I was initially going to let sleeping dogs lay and not try to find out who he was. His past doesn’t really matter in the grand scheme of things: he’s a gelding, he’s got a good home here, he’s moving on to a new life. But eventually curiosity got the better of me and I looked up his tattoo. It’s a tough one to read, and he doesn’t like it being looked at, but I narrowed him down to a few different horses. One of the candidates is a horse that last ran at a track my friend trains at (the same friend I got Jack from). I texted her the registered Jockey Club name and the name of the last trainer, she knows the trainer and asks him about the horse. Within a half hour I have a text from the trainer and Newboy has been identified.
Turns out, he was stolen and his last trainer has been looking for him for years. Newboy had pulled up lame in his last race, and was retired. He was sent to a farm to rest and heal, and then disappeared. No one knows how he ended up in the barn I found him in, or what became of the person who stole him. It’s still a happy ending, though. His last trainer is thrilled that Newboy has a good home and doesn’t want him back (he was supposed to have been retired and rehomed, anyway).

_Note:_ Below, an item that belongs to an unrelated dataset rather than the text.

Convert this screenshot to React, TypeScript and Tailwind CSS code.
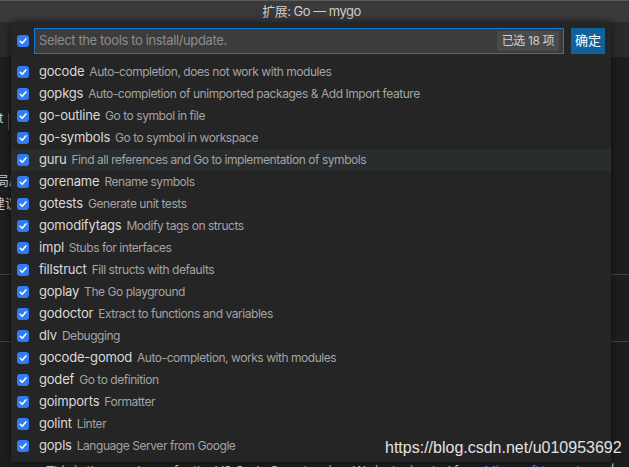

I did learn from the trainer that the person who stole Newboy is a certifiable crazy person. The trainer did not know this at the time (the crazy person uses many aliases), but learned about it after Newboy disappeared. I’m not sure if the crazy person is the one who abandoned Newboy, but I do know that I really don’t want to tangle with a crazy person. For this reason, I’m intentionally vague about who Newboy is. His age, name and the details of where and when I got him will either not be listed or will be changed. I may eventually get over my paranoia and use his real name, but not until I’ve owned him long enough to be sure crazy people can’t make trouble.
He’s been a really fun acquisition, though, and I certainly don’t regret taking a chance on him. He’s willing and handy, with a good brain. He’d make one hell of a polo pony if he were a little shorter. As it is, he’ll do just fine as a fun, steady horse for me to trail ride and hunter pace with, and as long as the bow stays tight he’ll make a fine dressage horse, too.